Code that builds pages:

————————

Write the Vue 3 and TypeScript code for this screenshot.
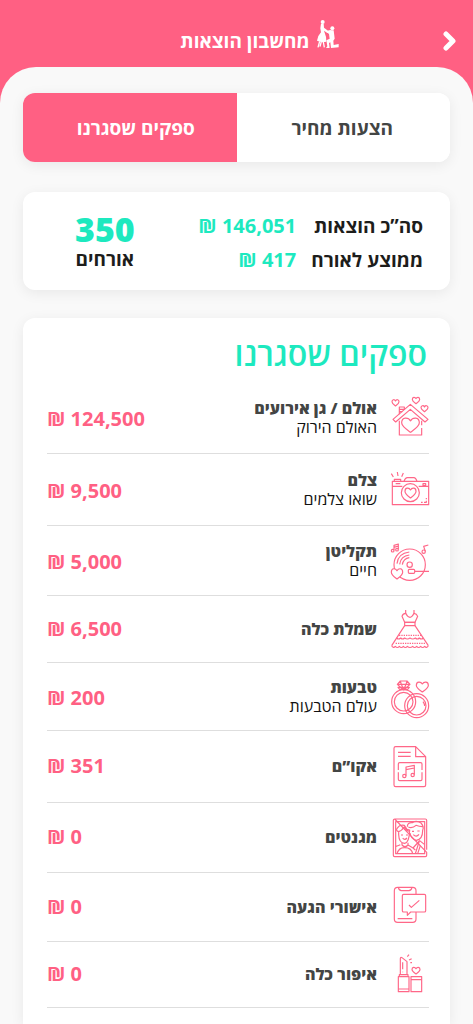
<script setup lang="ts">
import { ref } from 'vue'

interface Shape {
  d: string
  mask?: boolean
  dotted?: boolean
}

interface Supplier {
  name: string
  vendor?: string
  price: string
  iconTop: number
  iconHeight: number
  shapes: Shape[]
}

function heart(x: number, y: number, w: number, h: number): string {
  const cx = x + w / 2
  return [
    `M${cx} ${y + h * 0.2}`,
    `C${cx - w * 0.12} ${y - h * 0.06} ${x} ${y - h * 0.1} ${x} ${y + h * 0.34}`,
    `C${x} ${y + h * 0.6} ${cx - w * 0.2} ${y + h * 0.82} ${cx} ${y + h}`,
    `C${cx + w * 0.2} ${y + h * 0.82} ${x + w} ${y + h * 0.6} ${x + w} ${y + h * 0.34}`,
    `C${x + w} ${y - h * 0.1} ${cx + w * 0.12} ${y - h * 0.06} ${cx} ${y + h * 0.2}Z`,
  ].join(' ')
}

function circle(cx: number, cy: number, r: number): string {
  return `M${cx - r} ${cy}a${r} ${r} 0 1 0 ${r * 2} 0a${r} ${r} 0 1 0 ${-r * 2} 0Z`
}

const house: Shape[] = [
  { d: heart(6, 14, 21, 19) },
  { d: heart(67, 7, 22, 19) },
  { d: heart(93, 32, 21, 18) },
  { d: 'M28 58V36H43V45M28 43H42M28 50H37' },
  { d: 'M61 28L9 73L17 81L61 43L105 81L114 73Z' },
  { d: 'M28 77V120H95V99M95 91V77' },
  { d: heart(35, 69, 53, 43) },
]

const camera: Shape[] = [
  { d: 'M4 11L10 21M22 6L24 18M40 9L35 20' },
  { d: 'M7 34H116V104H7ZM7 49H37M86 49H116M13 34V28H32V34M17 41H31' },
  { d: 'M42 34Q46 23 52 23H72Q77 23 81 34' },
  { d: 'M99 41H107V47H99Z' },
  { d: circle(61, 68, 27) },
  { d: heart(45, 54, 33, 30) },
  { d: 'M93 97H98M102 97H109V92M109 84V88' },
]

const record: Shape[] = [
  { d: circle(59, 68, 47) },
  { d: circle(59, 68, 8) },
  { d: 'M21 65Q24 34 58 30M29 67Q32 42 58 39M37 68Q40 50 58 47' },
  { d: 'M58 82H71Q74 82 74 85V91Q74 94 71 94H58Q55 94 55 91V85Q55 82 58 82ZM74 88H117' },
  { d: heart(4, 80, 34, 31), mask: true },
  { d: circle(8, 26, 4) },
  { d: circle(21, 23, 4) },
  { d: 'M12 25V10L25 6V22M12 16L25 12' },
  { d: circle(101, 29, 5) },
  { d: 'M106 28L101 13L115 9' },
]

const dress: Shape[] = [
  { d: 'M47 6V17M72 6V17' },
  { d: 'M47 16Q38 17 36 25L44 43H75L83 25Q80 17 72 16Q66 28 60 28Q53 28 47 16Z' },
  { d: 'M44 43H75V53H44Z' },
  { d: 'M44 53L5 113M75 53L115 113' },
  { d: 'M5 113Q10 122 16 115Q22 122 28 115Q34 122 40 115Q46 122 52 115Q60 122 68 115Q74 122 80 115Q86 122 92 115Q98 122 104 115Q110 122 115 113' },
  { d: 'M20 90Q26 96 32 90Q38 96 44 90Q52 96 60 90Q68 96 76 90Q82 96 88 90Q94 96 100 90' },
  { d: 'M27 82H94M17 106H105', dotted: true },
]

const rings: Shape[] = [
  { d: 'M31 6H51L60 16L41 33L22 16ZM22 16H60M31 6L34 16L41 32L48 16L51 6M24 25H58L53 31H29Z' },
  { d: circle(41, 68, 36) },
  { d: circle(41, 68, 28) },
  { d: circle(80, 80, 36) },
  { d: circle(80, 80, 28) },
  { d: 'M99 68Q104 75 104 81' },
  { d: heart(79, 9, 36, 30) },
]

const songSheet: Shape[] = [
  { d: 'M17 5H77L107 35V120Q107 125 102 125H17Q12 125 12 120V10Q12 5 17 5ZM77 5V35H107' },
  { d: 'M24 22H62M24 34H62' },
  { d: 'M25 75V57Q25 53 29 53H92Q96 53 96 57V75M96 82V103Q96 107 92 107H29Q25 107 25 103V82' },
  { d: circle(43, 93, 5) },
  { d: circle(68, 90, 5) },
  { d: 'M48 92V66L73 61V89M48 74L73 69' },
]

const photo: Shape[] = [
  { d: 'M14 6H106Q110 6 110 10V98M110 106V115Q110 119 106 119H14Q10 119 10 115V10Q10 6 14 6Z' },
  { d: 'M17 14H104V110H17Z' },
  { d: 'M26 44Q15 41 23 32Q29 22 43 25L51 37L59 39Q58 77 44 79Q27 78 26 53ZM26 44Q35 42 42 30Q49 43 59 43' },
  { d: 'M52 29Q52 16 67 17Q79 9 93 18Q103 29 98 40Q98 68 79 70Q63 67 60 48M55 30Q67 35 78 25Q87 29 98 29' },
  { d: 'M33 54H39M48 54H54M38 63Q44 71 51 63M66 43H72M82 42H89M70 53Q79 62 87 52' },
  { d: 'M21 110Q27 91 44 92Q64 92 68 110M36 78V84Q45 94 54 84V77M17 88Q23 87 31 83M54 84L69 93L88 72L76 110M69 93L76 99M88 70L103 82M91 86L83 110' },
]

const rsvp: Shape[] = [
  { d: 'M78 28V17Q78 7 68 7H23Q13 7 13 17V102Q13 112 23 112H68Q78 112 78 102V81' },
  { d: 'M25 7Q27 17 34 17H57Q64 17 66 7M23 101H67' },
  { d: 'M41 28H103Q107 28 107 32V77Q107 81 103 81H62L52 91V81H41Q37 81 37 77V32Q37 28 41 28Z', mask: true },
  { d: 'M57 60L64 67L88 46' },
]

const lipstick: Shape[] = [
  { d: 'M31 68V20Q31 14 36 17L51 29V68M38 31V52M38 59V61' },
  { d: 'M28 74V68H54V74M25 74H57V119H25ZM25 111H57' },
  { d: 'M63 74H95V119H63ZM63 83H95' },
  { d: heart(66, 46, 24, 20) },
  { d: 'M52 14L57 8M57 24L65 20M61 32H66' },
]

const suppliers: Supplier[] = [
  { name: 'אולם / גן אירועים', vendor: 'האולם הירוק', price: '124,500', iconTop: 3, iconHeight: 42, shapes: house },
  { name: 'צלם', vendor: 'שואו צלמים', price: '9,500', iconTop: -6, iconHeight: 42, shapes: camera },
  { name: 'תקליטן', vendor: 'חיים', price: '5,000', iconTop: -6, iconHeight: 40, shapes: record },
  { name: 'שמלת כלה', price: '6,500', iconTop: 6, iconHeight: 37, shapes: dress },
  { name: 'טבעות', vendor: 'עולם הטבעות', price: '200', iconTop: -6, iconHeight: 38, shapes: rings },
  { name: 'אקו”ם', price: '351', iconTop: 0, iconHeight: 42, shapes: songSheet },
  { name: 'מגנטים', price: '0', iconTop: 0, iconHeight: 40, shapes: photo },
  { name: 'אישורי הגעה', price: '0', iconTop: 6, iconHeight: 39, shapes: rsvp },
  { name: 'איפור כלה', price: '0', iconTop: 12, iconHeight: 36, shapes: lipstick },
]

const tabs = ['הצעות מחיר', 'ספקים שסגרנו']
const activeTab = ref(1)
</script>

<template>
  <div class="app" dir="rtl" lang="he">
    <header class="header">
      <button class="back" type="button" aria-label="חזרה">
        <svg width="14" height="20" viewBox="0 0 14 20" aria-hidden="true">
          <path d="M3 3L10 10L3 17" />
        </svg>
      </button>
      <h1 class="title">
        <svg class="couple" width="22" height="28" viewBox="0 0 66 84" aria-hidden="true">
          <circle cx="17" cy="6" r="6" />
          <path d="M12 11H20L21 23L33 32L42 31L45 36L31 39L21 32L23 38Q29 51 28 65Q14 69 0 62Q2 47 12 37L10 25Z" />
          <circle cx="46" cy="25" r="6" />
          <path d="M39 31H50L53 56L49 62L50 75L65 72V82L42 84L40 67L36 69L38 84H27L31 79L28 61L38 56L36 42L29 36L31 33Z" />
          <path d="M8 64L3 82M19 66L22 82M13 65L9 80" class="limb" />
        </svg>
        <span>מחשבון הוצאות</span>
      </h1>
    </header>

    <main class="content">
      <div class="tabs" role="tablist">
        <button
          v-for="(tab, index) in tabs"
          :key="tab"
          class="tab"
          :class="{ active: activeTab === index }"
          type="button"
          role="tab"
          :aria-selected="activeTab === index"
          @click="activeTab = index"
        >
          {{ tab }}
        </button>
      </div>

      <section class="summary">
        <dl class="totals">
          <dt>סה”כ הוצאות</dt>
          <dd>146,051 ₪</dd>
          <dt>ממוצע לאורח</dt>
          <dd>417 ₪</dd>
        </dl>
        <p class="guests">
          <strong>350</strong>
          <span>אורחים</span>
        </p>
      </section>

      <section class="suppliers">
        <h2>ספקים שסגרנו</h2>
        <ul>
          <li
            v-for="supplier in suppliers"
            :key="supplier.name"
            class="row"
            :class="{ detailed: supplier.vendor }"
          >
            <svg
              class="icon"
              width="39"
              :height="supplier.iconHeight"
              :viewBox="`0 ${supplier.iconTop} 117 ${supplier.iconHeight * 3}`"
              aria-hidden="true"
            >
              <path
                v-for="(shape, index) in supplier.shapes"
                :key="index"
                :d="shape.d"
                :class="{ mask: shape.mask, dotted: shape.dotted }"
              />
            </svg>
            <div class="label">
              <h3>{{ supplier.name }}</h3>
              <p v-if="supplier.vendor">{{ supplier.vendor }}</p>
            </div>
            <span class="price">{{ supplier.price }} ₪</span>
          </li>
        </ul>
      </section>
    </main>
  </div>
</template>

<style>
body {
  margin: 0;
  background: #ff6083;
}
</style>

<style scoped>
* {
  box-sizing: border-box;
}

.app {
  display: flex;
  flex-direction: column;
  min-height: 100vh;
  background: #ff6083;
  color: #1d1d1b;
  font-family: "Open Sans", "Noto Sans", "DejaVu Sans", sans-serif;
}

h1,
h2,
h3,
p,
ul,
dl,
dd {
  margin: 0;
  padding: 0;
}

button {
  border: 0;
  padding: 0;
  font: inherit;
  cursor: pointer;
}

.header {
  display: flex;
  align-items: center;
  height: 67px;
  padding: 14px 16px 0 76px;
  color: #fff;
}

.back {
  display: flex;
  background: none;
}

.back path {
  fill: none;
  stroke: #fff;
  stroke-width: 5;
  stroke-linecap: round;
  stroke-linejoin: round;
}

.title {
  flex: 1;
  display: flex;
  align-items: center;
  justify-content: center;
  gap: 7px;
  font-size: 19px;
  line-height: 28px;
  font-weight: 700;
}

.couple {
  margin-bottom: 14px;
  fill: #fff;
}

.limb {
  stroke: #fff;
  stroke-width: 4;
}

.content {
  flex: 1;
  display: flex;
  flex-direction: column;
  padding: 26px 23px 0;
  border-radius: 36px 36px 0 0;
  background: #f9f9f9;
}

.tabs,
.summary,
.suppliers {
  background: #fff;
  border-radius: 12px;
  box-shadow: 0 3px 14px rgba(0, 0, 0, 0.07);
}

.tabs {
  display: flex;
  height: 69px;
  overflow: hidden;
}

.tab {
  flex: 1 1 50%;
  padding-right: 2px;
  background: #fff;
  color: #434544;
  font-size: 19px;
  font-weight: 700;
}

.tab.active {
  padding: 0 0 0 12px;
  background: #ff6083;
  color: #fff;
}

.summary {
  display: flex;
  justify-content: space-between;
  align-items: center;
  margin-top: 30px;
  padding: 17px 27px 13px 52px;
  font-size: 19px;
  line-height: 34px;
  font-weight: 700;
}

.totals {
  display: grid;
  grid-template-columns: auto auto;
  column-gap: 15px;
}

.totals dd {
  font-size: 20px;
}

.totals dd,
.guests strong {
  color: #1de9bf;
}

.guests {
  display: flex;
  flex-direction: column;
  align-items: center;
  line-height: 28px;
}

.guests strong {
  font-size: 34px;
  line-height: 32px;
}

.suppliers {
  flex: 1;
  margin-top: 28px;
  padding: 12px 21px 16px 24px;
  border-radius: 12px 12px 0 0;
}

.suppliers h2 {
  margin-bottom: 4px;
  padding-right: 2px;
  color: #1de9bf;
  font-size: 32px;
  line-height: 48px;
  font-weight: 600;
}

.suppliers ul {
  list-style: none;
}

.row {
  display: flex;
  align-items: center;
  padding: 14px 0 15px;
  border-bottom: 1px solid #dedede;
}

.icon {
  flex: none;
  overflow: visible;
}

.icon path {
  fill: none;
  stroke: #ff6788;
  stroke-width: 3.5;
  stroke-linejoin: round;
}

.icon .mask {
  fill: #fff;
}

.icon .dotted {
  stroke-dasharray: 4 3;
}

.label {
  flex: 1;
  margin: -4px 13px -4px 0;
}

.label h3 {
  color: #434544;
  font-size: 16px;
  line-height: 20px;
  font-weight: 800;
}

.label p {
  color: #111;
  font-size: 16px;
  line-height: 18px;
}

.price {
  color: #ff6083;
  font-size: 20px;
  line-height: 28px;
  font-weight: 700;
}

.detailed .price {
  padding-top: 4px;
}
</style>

————————

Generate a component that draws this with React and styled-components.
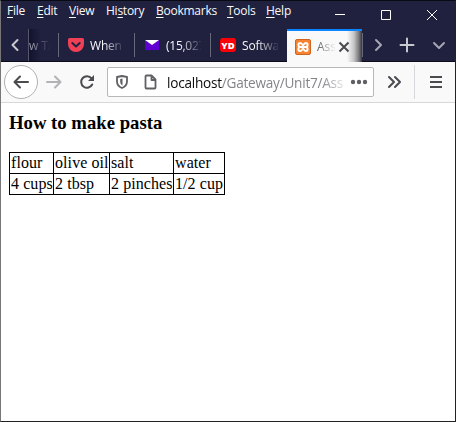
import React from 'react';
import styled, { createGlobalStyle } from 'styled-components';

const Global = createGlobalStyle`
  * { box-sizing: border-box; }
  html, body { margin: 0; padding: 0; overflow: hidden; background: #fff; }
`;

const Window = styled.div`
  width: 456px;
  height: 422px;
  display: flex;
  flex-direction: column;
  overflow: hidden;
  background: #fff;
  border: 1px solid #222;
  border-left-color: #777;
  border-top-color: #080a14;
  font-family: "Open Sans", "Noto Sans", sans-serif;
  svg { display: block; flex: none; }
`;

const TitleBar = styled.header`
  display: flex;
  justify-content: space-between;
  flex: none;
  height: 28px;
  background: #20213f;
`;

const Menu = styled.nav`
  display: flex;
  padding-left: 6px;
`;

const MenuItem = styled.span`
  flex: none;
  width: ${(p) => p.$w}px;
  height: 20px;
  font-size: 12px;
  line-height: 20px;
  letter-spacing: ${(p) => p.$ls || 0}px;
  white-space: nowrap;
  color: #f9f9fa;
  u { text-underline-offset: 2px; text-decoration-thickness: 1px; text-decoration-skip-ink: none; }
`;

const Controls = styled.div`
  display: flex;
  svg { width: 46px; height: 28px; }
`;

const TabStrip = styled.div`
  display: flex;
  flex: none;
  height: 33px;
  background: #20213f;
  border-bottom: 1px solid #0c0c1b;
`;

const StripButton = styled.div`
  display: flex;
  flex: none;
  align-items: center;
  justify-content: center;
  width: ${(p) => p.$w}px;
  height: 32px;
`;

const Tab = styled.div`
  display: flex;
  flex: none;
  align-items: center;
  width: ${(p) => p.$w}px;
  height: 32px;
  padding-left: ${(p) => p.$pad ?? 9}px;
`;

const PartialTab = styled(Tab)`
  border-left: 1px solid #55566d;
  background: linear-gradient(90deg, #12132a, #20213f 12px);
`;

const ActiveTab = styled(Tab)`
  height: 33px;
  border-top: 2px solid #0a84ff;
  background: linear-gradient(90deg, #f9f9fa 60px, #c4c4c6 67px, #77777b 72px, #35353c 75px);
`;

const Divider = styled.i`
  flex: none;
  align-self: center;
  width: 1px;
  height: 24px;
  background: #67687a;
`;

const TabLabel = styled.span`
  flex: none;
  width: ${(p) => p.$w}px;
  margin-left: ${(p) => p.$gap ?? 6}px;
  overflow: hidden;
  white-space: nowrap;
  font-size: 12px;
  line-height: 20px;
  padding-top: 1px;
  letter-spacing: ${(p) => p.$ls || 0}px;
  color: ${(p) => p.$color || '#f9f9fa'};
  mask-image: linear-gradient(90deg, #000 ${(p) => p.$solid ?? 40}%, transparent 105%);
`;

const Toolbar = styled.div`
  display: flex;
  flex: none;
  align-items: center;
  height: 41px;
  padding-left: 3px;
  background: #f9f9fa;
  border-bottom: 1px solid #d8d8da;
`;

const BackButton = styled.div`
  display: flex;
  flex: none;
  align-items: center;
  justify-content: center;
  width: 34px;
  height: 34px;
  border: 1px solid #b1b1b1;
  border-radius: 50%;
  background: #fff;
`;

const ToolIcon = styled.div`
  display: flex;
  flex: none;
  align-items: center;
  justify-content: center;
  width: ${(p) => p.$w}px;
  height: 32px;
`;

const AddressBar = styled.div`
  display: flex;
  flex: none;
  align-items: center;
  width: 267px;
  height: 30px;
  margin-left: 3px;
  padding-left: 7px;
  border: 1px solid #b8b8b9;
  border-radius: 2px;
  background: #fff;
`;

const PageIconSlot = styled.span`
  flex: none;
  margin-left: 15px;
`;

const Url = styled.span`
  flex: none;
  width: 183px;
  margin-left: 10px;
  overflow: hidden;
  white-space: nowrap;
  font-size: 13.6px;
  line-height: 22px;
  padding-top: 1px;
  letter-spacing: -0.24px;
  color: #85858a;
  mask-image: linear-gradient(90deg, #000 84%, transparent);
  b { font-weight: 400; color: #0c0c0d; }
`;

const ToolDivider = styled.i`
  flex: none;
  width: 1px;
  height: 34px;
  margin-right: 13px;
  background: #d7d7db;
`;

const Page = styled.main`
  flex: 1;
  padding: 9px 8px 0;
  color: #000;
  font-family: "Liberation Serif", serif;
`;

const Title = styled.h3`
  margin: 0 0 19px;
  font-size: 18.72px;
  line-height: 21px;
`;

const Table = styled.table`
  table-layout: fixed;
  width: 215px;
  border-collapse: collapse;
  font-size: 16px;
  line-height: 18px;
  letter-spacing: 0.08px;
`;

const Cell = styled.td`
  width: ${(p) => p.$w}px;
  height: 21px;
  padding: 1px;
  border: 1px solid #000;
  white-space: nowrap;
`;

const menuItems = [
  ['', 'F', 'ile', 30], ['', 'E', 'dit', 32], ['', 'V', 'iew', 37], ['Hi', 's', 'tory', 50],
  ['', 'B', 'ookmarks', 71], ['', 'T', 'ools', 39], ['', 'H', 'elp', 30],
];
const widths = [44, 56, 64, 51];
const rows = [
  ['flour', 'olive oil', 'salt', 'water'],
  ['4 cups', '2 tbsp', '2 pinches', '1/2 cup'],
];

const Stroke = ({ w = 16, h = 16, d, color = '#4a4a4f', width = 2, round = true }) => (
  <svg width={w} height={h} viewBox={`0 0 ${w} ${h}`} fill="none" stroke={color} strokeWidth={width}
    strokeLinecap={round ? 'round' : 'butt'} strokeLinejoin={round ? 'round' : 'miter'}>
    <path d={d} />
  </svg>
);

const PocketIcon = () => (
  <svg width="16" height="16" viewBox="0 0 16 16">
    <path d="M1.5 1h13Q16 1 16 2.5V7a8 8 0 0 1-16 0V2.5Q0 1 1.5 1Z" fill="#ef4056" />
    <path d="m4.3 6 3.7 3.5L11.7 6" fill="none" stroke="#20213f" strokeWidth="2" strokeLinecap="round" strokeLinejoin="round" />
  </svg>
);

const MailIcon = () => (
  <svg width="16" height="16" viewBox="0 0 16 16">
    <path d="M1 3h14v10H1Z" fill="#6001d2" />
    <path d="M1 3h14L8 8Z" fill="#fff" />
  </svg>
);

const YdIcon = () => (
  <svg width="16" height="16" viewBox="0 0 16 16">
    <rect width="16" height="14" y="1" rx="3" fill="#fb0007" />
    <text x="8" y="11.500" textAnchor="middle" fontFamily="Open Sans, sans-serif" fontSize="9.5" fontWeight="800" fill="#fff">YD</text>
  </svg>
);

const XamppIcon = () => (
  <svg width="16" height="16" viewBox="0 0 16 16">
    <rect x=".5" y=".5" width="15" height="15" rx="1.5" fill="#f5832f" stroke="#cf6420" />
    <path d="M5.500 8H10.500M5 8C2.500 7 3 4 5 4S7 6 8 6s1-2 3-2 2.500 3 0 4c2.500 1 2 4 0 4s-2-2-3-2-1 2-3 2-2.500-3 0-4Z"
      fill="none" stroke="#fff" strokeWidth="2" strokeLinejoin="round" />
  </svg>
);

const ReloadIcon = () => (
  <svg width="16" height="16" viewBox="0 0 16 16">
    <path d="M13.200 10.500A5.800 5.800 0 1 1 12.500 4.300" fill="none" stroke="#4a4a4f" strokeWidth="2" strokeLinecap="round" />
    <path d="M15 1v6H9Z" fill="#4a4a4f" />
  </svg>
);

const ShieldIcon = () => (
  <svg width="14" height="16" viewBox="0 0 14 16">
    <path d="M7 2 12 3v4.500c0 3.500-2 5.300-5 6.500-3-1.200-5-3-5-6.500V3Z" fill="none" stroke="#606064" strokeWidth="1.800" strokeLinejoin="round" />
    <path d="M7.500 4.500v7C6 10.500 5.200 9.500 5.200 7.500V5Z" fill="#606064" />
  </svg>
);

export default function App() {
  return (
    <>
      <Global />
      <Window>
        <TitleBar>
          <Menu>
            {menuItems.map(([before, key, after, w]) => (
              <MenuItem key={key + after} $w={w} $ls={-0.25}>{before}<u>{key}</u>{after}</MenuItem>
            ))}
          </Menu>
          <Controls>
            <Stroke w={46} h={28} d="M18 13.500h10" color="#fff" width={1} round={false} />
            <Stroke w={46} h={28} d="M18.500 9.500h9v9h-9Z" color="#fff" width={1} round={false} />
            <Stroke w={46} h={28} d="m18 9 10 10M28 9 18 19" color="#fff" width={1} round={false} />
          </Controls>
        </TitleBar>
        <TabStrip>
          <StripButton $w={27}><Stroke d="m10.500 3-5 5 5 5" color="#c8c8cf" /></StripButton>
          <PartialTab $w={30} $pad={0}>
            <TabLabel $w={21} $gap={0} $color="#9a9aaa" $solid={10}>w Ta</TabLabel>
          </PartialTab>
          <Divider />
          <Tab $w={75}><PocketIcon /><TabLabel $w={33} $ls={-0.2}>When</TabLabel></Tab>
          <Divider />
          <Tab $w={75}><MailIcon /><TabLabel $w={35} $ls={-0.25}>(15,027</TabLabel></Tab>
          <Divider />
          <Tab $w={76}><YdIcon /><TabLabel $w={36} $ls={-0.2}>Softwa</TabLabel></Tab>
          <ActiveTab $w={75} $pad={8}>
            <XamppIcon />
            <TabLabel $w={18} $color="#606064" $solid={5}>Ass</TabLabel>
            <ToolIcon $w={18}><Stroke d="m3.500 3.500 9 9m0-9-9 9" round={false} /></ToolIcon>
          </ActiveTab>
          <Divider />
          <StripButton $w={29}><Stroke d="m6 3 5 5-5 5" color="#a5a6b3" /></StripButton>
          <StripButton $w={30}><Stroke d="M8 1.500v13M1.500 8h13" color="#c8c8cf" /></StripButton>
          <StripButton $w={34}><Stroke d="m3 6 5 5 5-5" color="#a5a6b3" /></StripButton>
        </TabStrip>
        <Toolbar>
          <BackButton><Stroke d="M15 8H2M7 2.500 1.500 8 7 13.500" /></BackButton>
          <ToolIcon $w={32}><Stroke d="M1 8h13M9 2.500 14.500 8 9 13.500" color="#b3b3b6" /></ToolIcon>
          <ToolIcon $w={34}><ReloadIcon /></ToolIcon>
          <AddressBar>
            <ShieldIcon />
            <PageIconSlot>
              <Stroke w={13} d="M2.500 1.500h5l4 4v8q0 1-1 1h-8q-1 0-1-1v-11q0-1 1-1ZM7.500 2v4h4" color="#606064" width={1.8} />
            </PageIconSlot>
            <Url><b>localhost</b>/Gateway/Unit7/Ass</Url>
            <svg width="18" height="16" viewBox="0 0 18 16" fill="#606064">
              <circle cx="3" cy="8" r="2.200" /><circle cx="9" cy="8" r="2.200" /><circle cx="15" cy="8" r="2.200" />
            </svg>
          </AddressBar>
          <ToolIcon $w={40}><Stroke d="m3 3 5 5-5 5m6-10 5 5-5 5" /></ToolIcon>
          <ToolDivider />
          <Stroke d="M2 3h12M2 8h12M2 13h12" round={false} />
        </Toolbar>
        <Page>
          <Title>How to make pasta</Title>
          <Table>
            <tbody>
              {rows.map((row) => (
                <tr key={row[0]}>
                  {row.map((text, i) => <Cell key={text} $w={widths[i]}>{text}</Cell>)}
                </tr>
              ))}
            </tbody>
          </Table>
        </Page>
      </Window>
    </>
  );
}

————————

> [TASK TO COMPLETE]: Scan the material above for the string "this" and return the lines that hold it.

> [FINAL RESULT]:
Write the Vue 3 and TypeScript code for this screenshot.
Generate a component that draws this with React and styled-components.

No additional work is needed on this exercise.